## Problem details
Your output must be the lines below from the line containing "Recreate this image" to the line containing "export default App;", both lines included, reproduced exactly and without pictures.
[BEGIN Records shown]
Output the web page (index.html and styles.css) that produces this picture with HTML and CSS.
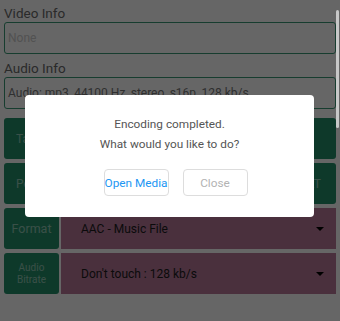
[END Records shown]
[BEGIN Records shown]
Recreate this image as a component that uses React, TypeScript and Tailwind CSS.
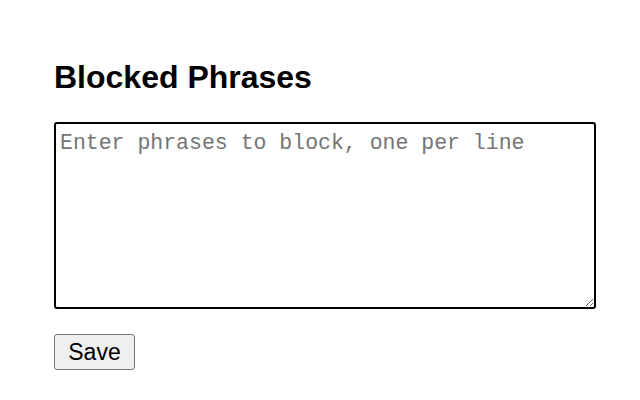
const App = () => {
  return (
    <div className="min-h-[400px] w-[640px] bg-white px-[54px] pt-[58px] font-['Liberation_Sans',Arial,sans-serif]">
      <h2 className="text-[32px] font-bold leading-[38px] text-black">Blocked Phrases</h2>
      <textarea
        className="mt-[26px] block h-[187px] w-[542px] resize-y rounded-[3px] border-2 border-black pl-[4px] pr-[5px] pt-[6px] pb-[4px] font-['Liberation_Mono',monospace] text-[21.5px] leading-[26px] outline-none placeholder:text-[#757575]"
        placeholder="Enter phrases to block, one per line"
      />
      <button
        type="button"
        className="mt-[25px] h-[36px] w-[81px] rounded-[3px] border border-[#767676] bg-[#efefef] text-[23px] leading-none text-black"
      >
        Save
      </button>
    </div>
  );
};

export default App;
[END Records shown]
## Right answer
Recreate this image as a component that uses React, TypeScript and Tailwind CSS.
const App = () => {
  return (
    <div className="min-h-[400px] w-[640px] bg-white px-[54px] pt-[58px] font-['Liberation_Sans',Arial,sans-serif]">
      <h2 className="text-[32px] font-bold leading-[38px] text-black">Blocked Phrases</h2>
      <textarea
        className="mt-[26px] block h-[187px] w-[542px] resize-y rounded-[3px] border-2 border-black pl-[4px] pr-[5px] pt-[6px] pb-[4px] font-['Liberation_Mono',monospace] text-[21.5px] leading-[26px] outline-none placeholder:text-[#757575]"
        placeholder="Enter phrases to block, one per line"
      />
      <button
        type="button"
        className="mt-[25px] h-[36px] w-[81px] rounded-[3px] border border-[#767676] bg-[#efefef] text-[23px] leading-none text-black"
      >
        Save
      </button>
    </div>
  );
};

export default App;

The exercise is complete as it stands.